Published Senin, Juli 09, 2018 by Hannan Izzaturrofa

Manusia Kekinian

Dulu waktu kuliah saya sering dikomentari oleh beberapa teman soal pakaian yang saya kenakan. Katanya, pakaian dan kerudungnya bermodelkan yang itu-itu saja. Warnanya juga nggak akan jauh-jauh dari warna hitam dan biru, atau cokelat dan abu-abu tanpa motif apa-apa. Pokoknya yang terlihat netral dan bisa dipadukan dengan warna apapun gitu. Saking motif dan warnanya yang seputaran itu-itu saja, sampai-sampai salah seorang teman saya pernah membelikan saya kerudung berwarna kuning-polkadot yang jauh-jauh ia beli sampai ke pasar baru demi ingin melihat saya menggunakan kerudung yang berwarna-warni―yang meskipun sampai saat ini kerudung itu pun cuma satu kali saja saya pakainya karena warnanya yang bukan "saya banget". Maaf ya :"

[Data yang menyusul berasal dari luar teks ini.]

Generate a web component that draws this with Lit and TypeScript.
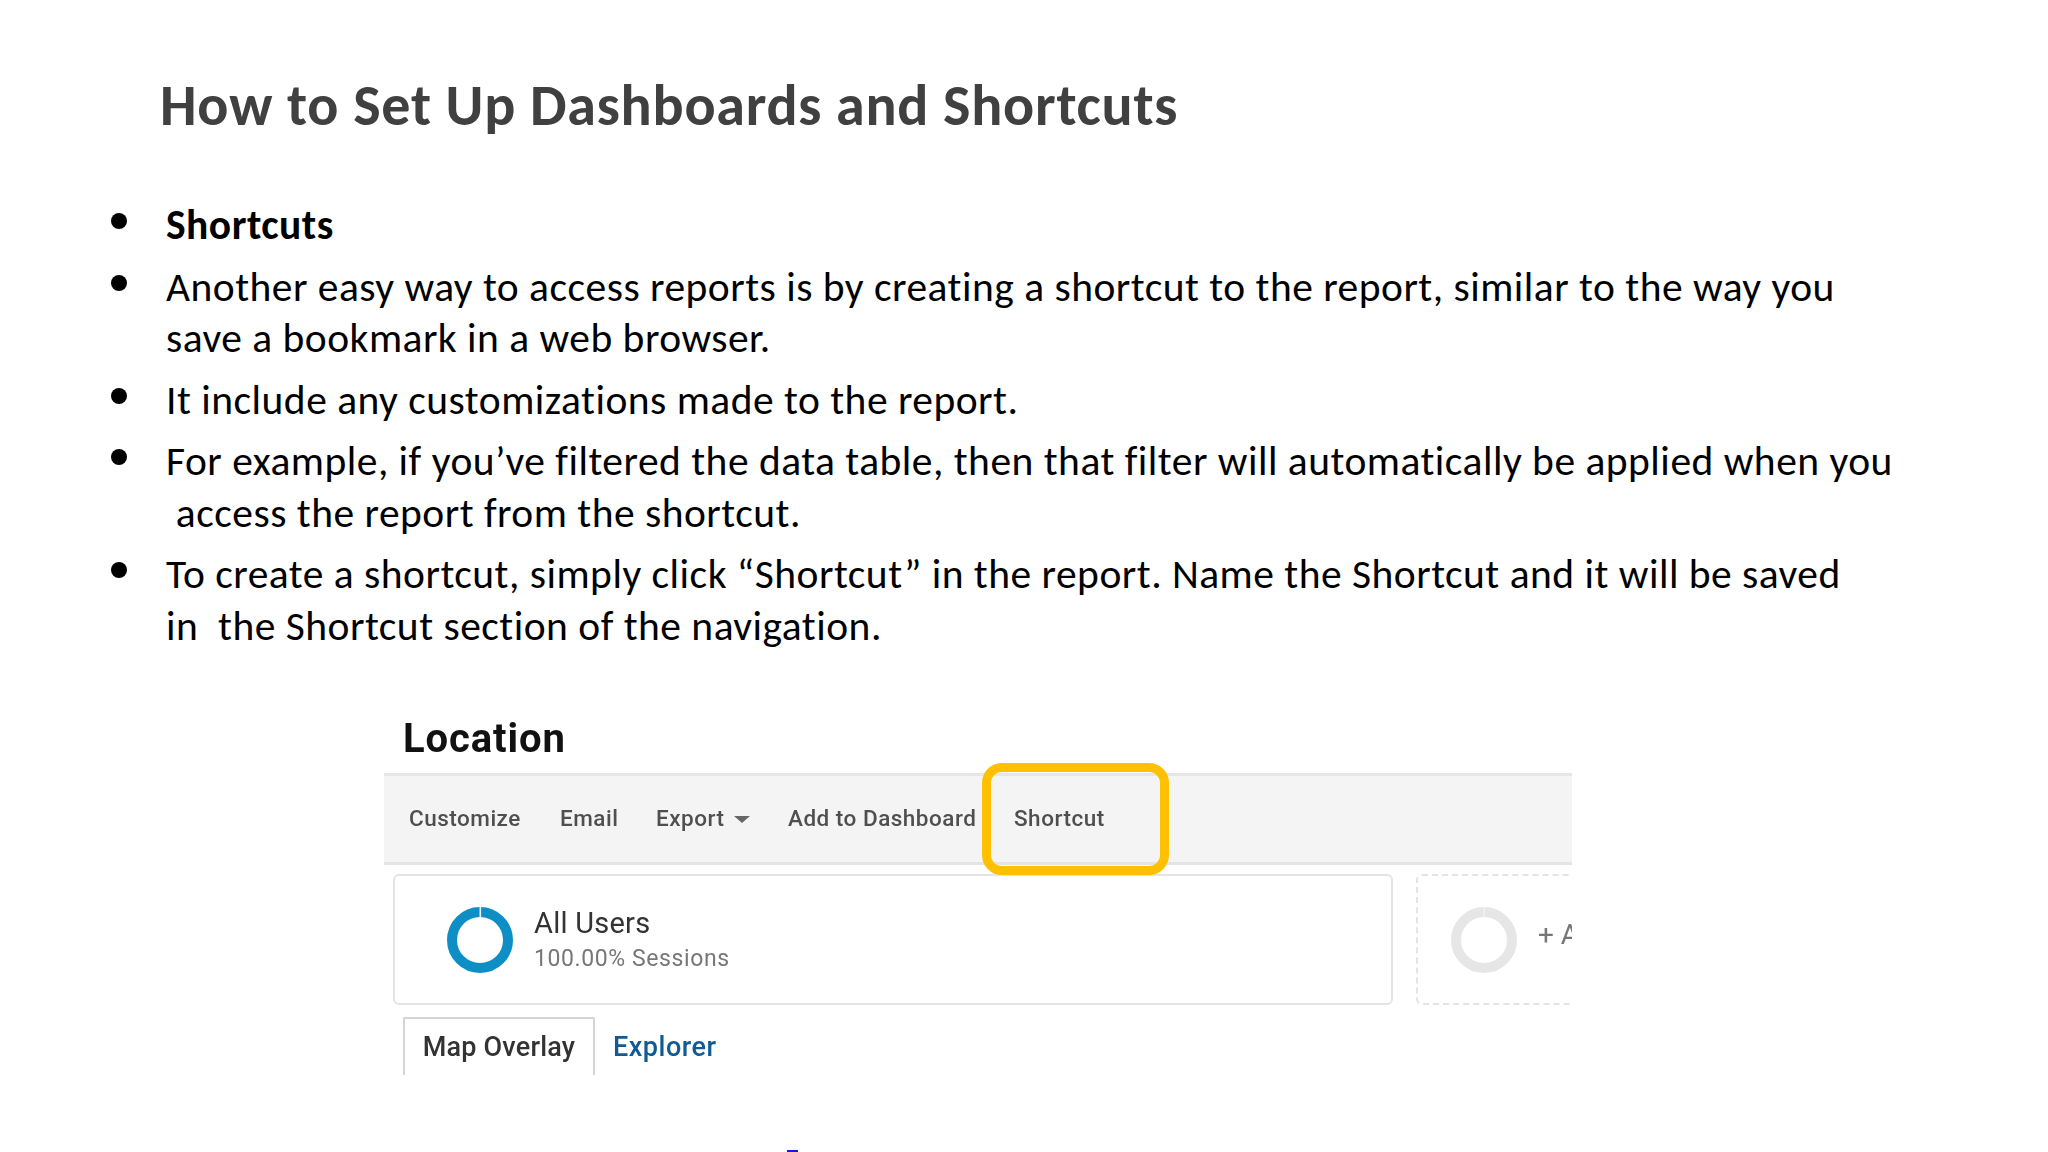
import { LitElement, html, css } from "lit";
import { customElement } from "lit/decorators.js";

@customElement("app-root")
export class AppRoot extends LitElement {
  static styles = css`
    :host { display: block; width: 2048px; height: 1152px; background: #fff; overflow: hidden; position: relative; font-family: Carlito, Lato, "Open Sans", sans-serif; }
    .slide { display: flex; flex-direction: column; padding: 73px 0 0 0; }
    h1 { margin: 0 0 0 160px; font-size: 58px; line-height: 66px; font-weight: 700; color: #404040; letter-spacing: 0.76px; white-space: nowrap; }
    ul { list-style: none; margin: 60px 0 0 0; padding: 0; display: flex; flex-direction: column; gap: 10px; }
    li { display: flex; font-size: 41.5px; line-height: 51.5px; color: #000; white-space: nowrap; letter-spacing: 0.49px; }
    .dot { width: 16px; height: 16px; border-radius: 50%; background: #000; margin: 14px 39px 0 111px; flex: none; }
    b { font-weight: 700; }
    .shot { width: 1188px; height: 360px; position: absolute; left: 384px; top: 715px; overflow: hidden; font-family: Roboto, sans-serif; filter: blur(0.5px); }
    .loc { font-size: 40px; line-height: 48px; font-weight: 700; color: #111; margin: 0 0 0 19px; letter-spacing: 0.9px; height: 58px; }
    .bar { display: flex; align-items: flex-start; padding-top: 27px; box-sizing: border-box; background: #f4f4f4; border-top: 3px solid #e6e6e6; border-bottom: 3px solid #e4e4e4; height: 92px; color: #4f4f4f; font-size: 22.5px; line-height: 30px; font-weight: 500; letter-spacing: 0.5px; }
    .bar span { display: inline-block; white-space: nowrap; }
    .c1 { margin-left: 25px; width: 151px; }
    .c2 { width: 96px; }
    .c3 { width: 132px; }
    .c4 { width: 226px; }
    .caret { display: inline-block; width: 0; height: 0; border-left: 8px solid transparent; border-right: 8px solid transparent; border-top: 7px solid #666; margin-left: 10px; vertical-align: 3px; }
    .cards { display: flex; margin: 9px 0 0 9px; gap: 23px; }
    .card { width: 1000px; height: 131px; box-sizing: border-box; border: 2px solid #e4e4e4; border-radius: 6px; display: flex; align-items: center; padding-left: 52px; gap: 20px; flex: none; }
    .add { width: 300px; height: 131px; box-sizing: border-box; border: 2px dashed #e4e4e4; border-radius: 6px; display: flex; align-items: center; padding-left: 33px; gap: 21px; flex: none; color: #777; font-size: 28px; }
    .add span { white-space: nowrap; margin-bottom: 10px; }
    .ring { width: 66px; height: 66px; flex: none; display: block; }
    .info { margin-top: 2px; }
    .name { font-size: 29px; line-height: 36px; color: #333; letter-spacing: 0.25px; margin-left: 1px; }
    .sub { font-size: 23px; line-height: 36px; color: #777; letter-spacing: 0.6px; margin-left: 1px; }
    .tabs { display: flex; margin: 12px 0 0 19px; align-items: flex-start; font-size: 27px; line-height: 56px; font-weight: 500; letter-spacing: 0.2px; }
    .tab { width: 192px; height: 70px; box-sizing: border-box; border: 2px solid #d5d5d5; border-bottom: 0; border-radius: 2px 2px 0 0; text-align: center; color: #333; }
    .link { margin: 2px 0 0 18px; color: #115a93; letter-spacing: 0.5px; }
    .ybox { position: absolute; left: 982px; top: 763px; width: 187px; height: 112px; box-sizing: border-box; border: 9px solid #ffc000; border-radius: 20px; }
    .mark { position: absolute; left: 787px; top: 1150px; width: 11px; height: 2px; background: #1a1acc; }
  `;
  ring(c: string) {
    return html`<svg class="ring" viewBox="0 0 66 66"><circle cx="33" cy="33" r="28" fill="none" stroke=${c} stroke-width="10"></circle><rect x="32.5" y="0" width="1.6" height="10" fill="#f0f0f0"></rect></svg>`;
  }
  render() {
    return html`<div class="slide">
      <h1>How to Set Up Dashboards and Shortcuts</h1>
      <ul>
        <li><i class="dot"></i><div><b>Shortcuts</b></div></li>
        <li><i class="dot"></i><div>Another easy way to access reports is by creating a shortcut to the report, similar to the way you<br>save a bookmark in a web browser.</div></li>
        <li><i class="dot"></i><div>It include any customizations made to the report.</div></li>
        <li><i class="dot"></i><div>For example, if you’ve filtered the data table, then that filter will automatically be applied when you<br>&nbsp;access the report from the shortcut.</div></li>
        <li><i class="dot"></i><div>To create a shortcut, simply click “Shortcut” in the report. Name the Shortcut and it will be saved<br>in&nbsp; the Shortcut section of the navigation.</div></li>
      </ul>
    </div>
    <div class="shot">
      <div class="loc">Location</div>
      <div class="bar"><span class="c1">Customize</span><span class="c2">Email</span><span class="c3">Export<i class="caret"></i></span><span class="c4">Add to Dashboard</span><span>Shortcut</span></div>
      <div class="cards">
        <div class="card">${this.ring("#0d8fc6")}<div class="info"><div class="name">All Users</div><div class="sub">100.00% Sessions</div></div></div>
        <div class="add">${this.ring("#e6e6e6")}<span>+ Add Segment</span></div>
      </div>
      <div class="tabs"><div class="tab">Map Overlay</div><div class="link">Explorer</div></div>
    </div>
    <div class="ybox"></div>
    <div class="mark"></div>`;
  }
}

Foto ini diambil di waktu dan tempat yang berbeda-beda.
Dan karena hal itu juga dulunya saya sempat dianggap orang yang zuhud pisan, yang padahalnya mah sebenarnya sebelum-sebelumnya saya bukan tipe orang yang seperti ini dan memang dulu tidak pernah ada pikiran apa-apa soal ini. Saya juga sempat menjadi remaja-remaja lain yang sibuk memadu padakan pakaian yang matching dari atas sampai bawah, kok. Pokoknya kalau lagi pakai baju biru, kerudungnya juga harus biru. Pakai baju ungu, hijau, oren, ya kerudungnya juga harus senada. Jadi kalau beli baju baru ya harus sama kerudungnya sekalian biar kelihatan bagus. Apalagi waktu awal-awal kuliah itu saya doyan banget "jajan" di pasar kaget. Beli kerudung paris berbahan tipis-tipis yang kalau beli sepuluh ribu itu bisa dapet tiga, ditambah sama kaos kaki yang bentuknya lucu-lucu dan berwarna-warni. Ya meskipun memang dari dulu untuk hal-hal seperti itu saya tidak pernah suka sama yang motifnya terlalu nyentrik, alias yang polos-polos saja atau hanya ada sedikit motif biasa, tetapi saya punya banyak kerudung dan baju dengan warna yang berbeda-beda.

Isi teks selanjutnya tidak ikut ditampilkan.